E-gov push spotlights CIOs' strategy
The federal CIO Council is drafting a strategic plan for the next fiscal year that calls for its committees to move egovernment projects forward on a brisk timetable.
The federal CIO Council is drafting a strategic plan for the next fiscal
year that calls for its committees to move e-government projects forward
on a brisk timetable.
The draft plan cuts across government information technology priorities,
including federal interaction with the public, system interoperability,
computer security and the federal IT work force. Each of the council's committees
would be assigned specific tasks and deadlines, sources said.
The plan presents a blueprint for moving forward, in one case calling
on the council's E-Government Committee to help link citizens with government.
And the plan calls for meeting goals on deadline: One committee objective
would involve making government transactions seamless by 2003, with a near-term
goal of integrating state and federal information and services within a
year.
In another area, the council's Security, Privacy and Critical Infrastructure
Committee would be charged with promoting a secure and trusted government
IT infrastructure. To do this, the committee would help agencies comply
with Web site privacy policies by the end of the year.
Other action items include expanding IT education and training for federal
workers by April 2002, holding an intergovernmental conference by the end
of 2001, and creating a process to collect and disseminate security information
and warnings to agencies.
The council expects to use its goals to create a transition plan for
the next administration, sources said. The plan will provide information
about the council and its priorities.
Although the draft strategic plan includes some wide-ranging goals,
it is considered more specific than the one for fiscal 2000. "It's a natural
evolution," said Susan Hinden, a council staffer. "The council is looking
at more real goals, real actions — things it can get done."

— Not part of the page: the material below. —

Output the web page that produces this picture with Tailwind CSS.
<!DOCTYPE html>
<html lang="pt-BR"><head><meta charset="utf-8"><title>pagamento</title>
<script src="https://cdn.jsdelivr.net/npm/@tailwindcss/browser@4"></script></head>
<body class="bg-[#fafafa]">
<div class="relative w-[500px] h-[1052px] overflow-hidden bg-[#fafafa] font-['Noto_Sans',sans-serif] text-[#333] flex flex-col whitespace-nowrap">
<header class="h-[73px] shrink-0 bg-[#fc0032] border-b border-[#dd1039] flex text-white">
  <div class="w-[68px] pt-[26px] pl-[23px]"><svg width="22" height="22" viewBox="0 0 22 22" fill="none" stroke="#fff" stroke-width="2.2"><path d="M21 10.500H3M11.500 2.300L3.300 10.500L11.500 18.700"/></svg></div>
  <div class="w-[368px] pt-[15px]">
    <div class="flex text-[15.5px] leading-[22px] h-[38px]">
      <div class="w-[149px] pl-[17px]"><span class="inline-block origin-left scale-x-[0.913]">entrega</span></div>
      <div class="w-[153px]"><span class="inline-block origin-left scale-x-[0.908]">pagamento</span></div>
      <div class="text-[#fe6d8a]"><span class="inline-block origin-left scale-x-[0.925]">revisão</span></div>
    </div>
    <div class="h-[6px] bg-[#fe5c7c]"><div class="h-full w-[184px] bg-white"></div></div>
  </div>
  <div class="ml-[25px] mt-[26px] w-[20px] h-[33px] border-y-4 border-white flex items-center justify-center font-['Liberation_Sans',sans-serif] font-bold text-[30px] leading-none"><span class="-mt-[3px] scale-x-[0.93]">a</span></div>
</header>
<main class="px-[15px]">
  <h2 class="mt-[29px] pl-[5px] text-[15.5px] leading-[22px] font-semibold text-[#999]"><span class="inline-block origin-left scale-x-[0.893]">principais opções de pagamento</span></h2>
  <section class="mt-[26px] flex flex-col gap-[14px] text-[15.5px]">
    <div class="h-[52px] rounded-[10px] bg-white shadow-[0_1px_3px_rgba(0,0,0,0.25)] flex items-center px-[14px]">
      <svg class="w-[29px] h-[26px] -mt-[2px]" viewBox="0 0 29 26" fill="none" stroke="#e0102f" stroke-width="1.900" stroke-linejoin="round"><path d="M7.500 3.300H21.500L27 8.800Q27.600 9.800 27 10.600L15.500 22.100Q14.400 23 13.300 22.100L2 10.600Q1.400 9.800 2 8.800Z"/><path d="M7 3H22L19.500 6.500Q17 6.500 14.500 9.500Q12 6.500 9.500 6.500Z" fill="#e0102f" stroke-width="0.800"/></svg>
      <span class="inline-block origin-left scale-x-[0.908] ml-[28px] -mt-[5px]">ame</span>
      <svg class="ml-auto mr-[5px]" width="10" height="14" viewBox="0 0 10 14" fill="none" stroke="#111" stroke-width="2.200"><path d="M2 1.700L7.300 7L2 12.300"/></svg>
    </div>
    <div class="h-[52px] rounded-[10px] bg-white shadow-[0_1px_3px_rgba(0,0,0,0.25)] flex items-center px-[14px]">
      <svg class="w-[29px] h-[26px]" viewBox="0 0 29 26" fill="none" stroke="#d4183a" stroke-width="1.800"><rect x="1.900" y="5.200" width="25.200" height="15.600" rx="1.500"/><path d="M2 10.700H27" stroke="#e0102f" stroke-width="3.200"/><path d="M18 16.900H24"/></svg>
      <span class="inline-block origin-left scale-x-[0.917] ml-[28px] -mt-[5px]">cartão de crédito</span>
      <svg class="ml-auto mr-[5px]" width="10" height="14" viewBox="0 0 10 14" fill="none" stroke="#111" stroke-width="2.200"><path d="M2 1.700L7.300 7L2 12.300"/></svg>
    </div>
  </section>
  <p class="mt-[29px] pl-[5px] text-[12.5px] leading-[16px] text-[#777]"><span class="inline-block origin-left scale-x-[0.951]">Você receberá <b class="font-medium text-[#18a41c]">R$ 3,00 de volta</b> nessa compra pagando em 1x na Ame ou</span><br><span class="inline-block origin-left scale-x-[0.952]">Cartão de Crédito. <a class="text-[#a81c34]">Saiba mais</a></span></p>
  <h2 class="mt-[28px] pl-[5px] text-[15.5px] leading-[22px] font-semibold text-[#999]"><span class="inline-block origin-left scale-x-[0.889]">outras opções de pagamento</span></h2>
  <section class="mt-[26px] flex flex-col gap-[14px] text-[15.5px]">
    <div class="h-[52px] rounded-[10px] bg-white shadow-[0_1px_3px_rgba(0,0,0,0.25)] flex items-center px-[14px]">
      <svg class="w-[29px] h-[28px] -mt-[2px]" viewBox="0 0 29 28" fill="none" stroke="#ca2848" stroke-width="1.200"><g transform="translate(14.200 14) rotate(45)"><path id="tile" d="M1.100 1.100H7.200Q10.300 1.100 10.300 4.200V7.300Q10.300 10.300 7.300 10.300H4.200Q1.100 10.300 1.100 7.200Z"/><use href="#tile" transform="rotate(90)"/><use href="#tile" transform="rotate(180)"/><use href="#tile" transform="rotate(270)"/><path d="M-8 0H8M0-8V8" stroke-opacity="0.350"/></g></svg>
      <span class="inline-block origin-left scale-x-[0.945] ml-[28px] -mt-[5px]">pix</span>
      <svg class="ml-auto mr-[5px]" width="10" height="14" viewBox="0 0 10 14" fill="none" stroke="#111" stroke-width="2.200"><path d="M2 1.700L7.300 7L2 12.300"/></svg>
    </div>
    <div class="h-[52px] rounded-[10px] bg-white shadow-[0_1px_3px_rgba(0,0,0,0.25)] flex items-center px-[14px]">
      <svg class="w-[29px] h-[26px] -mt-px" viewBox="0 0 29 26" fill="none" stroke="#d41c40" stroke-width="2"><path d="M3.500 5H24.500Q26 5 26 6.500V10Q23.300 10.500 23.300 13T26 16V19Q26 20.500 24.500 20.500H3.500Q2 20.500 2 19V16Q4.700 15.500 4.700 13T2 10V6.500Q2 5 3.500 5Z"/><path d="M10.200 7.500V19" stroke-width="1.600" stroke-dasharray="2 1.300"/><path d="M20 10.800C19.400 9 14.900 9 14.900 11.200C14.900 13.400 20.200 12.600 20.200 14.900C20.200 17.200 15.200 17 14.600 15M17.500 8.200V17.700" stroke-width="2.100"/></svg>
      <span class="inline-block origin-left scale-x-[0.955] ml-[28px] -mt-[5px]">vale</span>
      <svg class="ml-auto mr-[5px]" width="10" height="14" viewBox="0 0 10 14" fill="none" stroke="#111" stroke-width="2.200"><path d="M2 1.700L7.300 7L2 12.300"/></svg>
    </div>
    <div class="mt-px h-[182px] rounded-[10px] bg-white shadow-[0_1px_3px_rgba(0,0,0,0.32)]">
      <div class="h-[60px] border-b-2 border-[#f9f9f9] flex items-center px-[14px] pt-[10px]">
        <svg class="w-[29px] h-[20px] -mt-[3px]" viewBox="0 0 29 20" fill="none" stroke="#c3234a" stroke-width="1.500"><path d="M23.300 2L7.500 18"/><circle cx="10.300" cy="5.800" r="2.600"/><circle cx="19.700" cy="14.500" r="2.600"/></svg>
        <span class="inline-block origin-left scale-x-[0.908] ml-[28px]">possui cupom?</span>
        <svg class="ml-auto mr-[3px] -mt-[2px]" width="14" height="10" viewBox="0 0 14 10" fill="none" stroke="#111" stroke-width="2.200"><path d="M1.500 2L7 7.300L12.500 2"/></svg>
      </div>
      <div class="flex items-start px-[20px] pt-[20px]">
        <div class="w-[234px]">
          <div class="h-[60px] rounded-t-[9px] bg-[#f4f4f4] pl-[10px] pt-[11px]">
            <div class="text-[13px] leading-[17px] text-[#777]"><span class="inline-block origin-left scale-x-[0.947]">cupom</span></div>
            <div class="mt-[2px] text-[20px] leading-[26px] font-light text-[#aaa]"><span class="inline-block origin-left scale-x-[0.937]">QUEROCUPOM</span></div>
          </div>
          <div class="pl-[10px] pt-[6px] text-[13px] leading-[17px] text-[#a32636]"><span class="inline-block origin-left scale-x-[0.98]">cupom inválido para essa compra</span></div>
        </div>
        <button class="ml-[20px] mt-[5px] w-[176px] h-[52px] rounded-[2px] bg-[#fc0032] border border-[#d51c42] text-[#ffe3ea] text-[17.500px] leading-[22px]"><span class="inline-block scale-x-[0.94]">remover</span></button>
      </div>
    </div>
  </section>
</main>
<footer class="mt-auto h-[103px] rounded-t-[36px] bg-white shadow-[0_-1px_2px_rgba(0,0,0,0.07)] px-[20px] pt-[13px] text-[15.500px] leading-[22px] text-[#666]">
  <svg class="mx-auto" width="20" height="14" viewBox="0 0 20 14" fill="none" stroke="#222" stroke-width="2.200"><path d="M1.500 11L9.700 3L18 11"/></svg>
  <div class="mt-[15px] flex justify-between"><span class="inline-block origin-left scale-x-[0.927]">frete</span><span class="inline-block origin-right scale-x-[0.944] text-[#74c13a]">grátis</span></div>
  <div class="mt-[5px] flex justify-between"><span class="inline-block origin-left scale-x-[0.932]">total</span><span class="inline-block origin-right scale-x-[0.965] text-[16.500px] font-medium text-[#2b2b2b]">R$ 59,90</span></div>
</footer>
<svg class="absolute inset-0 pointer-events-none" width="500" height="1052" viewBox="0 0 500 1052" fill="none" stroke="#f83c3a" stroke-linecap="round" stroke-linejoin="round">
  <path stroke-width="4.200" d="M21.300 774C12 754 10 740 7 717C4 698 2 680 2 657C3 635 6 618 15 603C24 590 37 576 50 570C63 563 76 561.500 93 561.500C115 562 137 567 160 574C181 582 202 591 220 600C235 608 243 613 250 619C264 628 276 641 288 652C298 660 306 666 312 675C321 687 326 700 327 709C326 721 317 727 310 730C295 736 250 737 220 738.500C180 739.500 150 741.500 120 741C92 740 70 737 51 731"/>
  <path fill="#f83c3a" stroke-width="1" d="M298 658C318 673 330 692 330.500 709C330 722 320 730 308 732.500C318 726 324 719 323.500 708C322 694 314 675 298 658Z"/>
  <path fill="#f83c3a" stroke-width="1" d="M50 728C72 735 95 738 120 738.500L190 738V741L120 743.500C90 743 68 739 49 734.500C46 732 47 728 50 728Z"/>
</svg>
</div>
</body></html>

The council has been tweaking the draft over the summer as it sorts
out each committee's role. In some cases, committee responsibilities will
overlap. "A lot of these things cross over, so it gets a little complicated
with who is responsible for what," Hinden said. There have been no objections
to the plan, she said, adding that it has been more a matter of making sure
nothing gets left out and that all the initiatives are in the right place.
Marion A. Royal, an agency expert at the General Services Administration's
Office of Governmentwide Policy, said the plan should motivate people to
get things done. He is responsible for drafting a business case for the
Extensible Markup Language working group under the Enterprise Interoperability
and Emerging IT Committee. "Each initiative has to be followed up with an
action plan: how to achieve goals and when," Royal said. "It makes project
officers and program managers do their homework before they go to a committee
with a request."
The CIO Council is conducting a threaded discussion on its secured Web
site, and each committee is collecting comments until today on the most
recent draft of the plan. The entire council expects to vote on the final
product at the group's Sept. 21 meeting. "I think the council is well-postured
to drive forth" new uses for IT in government and lay out "what we need
to do in the next four years," said Rich Kellett, director of the Emerging
IT Policies Division at GSA's Office of Governmentwide Policy.